* Begin LISTED RECORDS *
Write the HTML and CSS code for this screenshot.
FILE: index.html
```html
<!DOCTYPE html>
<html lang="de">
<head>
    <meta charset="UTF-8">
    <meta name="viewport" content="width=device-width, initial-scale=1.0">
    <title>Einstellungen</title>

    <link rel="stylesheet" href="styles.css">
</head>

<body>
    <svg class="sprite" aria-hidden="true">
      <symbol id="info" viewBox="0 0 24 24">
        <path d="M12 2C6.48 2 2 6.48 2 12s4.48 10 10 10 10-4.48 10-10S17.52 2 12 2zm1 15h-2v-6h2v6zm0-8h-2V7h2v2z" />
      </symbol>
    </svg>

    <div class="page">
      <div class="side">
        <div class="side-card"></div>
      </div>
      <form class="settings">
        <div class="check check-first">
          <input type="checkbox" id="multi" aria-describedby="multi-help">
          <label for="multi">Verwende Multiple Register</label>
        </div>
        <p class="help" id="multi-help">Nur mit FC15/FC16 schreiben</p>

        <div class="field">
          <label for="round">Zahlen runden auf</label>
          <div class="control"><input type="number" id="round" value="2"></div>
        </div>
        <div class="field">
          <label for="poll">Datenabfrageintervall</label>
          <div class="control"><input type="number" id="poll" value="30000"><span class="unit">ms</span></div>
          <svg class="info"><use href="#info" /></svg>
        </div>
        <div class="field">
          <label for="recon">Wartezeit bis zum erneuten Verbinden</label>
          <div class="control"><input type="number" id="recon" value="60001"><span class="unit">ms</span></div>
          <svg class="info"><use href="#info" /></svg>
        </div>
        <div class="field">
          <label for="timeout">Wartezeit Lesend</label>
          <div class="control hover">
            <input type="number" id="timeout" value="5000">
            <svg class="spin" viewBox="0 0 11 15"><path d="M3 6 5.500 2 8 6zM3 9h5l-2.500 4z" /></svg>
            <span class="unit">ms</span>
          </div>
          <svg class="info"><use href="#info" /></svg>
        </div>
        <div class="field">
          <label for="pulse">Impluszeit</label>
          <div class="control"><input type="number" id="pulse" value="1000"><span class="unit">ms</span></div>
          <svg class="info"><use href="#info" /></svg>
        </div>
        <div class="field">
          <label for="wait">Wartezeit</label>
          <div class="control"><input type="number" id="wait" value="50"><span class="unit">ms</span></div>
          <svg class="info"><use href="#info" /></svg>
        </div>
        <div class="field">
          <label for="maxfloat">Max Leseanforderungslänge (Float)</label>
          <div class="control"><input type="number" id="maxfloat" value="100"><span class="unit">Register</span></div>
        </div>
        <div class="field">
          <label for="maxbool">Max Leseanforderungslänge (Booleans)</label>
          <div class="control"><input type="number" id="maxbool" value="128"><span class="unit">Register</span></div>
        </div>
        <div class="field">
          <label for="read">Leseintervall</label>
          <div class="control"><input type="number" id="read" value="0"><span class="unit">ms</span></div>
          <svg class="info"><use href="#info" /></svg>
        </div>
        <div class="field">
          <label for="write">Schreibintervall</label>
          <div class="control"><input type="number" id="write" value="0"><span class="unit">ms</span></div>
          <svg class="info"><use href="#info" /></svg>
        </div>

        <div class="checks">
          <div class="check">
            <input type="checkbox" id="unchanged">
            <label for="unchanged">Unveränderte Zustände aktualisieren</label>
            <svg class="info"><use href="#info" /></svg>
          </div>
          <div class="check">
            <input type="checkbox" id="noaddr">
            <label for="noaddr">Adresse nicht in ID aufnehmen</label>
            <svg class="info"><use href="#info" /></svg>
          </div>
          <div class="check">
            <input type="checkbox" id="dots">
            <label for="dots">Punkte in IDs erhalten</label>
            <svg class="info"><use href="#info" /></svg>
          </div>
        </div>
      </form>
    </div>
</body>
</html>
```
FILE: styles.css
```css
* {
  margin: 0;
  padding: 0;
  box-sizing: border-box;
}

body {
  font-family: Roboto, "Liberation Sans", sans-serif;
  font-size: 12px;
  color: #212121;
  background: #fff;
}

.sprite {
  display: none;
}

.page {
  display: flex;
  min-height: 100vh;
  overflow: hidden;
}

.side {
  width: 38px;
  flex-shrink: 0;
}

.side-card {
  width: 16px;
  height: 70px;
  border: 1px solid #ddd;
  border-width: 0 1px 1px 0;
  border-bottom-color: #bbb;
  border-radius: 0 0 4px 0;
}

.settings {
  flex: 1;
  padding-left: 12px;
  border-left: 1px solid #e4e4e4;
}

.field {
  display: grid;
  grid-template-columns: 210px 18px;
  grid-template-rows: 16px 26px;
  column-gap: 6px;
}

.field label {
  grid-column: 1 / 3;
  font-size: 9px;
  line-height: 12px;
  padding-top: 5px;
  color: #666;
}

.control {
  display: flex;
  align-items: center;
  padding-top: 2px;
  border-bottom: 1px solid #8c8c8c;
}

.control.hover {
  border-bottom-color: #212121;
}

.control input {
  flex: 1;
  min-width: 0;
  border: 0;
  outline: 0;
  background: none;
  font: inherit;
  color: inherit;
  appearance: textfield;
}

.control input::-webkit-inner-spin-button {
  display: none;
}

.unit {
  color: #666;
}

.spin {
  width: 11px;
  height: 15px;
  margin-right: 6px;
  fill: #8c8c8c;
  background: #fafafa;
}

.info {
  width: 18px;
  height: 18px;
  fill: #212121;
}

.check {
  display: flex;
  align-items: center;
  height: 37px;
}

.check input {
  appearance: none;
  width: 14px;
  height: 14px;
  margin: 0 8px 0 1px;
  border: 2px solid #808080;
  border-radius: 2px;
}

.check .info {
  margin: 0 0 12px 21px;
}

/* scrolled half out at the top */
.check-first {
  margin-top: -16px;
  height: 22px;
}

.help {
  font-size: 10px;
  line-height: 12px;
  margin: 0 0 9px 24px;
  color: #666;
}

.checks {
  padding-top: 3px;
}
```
* End LISTED RECORDS *
* Begin LISTED RECORDS *
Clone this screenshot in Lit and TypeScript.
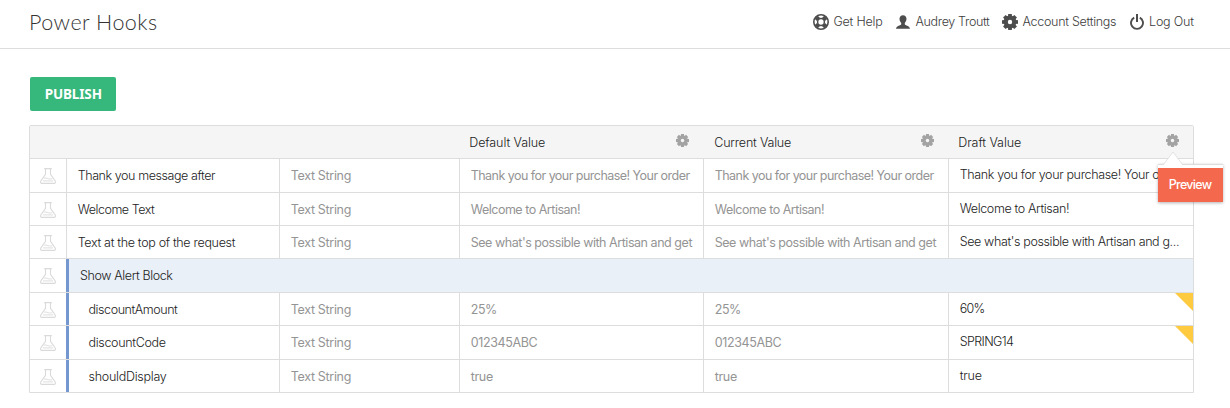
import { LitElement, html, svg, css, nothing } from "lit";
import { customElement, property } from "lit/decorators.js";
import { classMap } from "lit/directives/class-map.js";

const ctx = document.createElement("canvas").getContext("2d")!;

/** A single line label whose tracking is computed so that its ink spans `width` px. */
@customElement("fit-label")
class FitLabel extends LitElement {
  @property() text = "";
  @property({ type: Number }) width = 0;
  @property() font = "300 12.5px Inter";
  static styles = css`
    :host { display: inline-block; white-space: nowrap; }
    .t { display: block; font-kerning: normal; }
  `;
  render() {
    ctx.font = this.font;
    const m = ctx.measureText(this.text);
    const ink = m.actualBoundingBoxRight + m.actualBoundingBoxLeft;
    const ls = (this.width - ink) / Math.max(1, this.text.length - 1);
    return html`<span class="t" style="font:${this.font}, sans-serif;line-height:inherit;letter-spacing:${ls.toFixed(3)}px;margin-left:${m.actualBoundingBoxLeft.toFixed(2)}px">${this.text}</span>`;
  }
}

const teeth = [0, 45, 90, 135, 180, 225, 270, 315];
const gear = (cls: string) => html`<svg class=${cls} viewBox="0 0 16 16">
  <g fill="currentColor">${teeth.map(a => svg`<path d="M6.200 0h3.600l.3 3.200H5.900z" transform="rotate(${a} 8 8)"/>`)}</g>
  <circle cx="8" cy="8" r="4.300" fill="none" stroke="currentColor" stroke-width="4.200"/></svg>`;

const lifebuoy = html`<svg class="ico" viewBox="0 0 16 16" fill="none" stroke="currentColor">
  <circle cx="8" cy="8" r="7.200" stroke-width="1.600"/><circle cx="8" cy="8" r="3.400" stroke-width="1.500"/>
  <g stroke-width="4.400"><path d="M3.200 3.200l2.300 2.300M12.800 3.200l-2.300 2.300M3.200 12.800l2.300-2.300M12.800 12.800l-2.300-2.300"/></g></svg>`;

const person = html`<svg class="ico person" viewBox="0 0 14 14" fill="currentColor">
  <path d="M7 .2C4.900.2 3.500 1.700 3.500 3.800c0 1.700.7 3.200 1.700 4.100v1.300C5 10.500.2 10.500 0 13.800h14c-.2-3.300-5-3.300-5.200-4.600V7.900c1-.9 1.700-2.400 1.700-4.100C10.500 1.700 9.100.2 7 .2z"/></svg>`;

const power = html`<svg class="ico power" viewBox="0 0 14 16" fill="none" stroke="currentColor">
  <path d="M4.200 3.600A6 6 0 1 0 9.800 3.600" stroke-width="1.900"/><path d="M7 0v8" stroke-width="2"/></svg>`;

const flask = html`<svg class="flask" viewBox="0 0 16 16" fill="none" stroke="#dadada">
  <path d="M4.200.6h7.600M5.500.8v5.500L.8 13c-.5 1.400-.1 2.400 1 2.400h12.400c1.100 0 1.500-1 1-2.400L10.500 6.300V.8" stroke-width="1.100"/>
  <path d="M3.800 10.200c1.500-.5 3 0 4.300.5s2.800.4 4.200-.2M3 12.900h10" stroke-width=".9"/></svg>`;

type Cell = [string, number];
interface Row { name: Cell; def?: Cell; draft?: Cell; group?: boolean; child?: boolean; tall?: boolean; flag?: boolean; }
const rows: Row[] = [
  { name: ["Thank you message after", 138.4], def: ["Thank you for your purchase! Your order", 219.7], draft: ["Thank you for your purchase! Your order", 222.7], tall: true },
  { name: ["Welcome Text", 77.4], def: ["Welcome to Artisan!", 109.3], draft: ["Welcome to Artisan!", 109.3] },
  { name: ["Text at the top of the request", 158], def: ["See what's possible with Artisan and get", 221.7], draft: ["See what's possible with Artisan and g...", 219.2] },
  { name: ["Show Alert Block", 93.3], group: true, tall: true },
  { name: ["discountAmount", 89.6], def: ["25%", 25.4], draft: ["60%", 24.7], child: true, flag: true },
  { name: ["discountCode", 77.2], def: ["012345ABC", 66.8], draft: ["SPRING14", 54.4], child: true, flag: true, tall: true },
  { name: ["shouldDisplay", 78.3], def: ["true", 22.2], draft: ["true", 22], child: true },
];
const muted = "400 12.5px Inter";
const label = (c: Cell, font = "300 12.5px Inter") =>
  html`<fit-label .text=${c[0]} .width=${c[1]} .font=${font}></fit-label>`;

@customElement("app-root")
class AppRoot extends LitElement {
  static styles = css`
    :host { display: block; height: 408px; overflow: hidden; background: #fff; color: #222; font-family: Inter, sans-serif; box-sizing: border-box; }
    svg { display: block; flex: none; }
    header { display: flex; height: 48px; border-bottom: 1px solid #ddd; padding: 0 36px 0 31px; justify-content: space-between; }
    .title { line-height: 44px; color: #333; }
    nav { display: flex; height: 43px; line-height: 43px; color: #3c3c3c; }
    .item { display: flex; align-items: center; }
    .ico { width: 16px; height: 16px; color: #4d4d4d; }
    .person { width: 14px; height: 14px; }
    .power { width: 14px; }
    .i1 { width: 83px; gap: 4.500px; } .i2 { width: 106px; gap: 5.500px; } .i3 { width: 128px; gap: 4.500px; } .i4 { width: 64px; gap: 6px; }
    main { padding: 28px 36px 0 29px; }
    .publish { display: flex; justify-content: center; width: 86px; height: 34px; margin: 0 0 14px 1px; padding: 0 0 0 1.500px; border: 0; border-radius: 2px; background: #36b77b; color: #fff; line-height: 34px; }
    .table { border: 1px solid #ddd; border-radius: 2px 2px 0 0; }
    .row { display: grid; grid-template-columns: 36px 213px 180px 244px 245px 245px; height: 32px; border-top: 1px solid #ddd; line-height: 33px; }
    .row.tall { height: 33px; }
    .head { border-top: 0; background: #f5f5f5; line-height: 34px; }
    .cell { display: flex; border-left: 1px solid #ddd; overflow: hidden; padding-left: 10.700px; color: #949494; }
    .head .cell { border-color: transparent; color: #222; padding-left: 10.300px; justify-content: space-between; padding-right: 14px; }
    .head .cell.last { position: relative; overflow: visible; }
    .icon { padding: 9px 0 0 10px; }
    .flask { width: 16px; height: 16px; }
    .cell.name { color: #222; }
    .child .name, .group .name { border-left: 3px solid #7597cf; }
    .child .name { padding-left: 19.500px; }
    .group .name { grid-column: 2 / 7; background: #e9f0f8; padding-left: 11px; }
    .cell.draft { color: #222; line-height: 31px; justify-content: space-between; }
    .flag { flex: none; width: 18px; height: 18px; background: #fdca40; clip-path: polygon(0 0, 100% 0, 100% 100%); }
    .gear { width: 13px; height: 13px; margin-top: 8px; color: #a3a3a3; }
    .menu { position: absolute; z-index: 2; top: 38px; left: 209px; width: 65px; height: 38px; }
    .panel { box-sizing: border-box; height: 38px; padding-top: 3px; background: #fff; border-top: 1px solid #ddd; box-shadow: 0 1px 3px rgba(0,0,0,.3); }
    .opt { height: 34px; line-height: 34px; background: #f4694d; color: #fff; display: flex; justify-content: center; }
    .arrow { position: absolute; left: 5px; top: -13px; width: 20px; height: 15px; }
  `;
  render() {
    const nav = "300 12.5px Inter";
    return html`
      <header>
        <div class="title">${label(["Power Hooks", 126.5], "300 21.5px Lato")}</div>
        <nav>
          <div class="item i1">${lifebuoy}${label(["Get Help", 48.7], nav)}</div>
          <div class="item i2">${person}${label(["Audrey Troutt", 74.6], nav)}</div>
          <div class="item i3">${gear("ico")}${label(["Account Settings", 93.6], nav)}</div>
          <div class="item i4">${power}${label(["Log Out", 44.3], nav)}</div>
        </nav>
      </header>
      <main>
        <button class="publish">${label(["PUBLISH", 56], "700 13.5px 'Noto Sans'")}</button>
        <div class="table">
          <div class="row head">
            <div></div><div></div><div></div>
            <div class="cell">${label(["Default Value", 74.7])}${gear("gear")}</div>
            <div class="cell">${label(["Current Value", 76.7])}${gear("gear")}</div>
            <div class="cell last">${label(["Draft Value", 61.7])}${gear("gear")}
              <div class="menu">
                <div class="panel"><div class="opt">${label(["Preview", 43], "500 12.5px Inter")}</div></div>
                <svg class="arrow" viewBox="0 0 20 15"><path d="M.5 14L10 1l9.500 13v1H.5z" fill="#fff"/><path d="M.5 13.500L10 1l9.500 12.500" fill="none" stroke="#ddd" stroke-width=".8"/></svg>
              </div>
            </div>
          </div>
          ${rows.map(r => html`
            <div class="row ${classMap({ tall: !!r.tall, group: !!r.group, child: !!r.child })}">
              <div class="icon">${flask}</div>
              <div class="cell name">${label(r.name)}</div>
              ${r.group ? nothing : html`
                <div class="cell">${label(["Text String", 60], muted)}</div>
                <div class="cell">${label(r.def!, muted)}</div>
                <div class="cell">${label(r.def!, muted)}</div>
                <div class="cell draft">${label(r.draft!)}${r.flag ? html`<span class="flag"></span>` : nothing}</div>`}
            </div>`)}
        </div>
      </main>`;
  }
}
* End LISTED RECORDS *
EXERCISE PROMPT. Count every line of the records that holds the string "this". Write only the total.

EXPECTED ANSWER. 6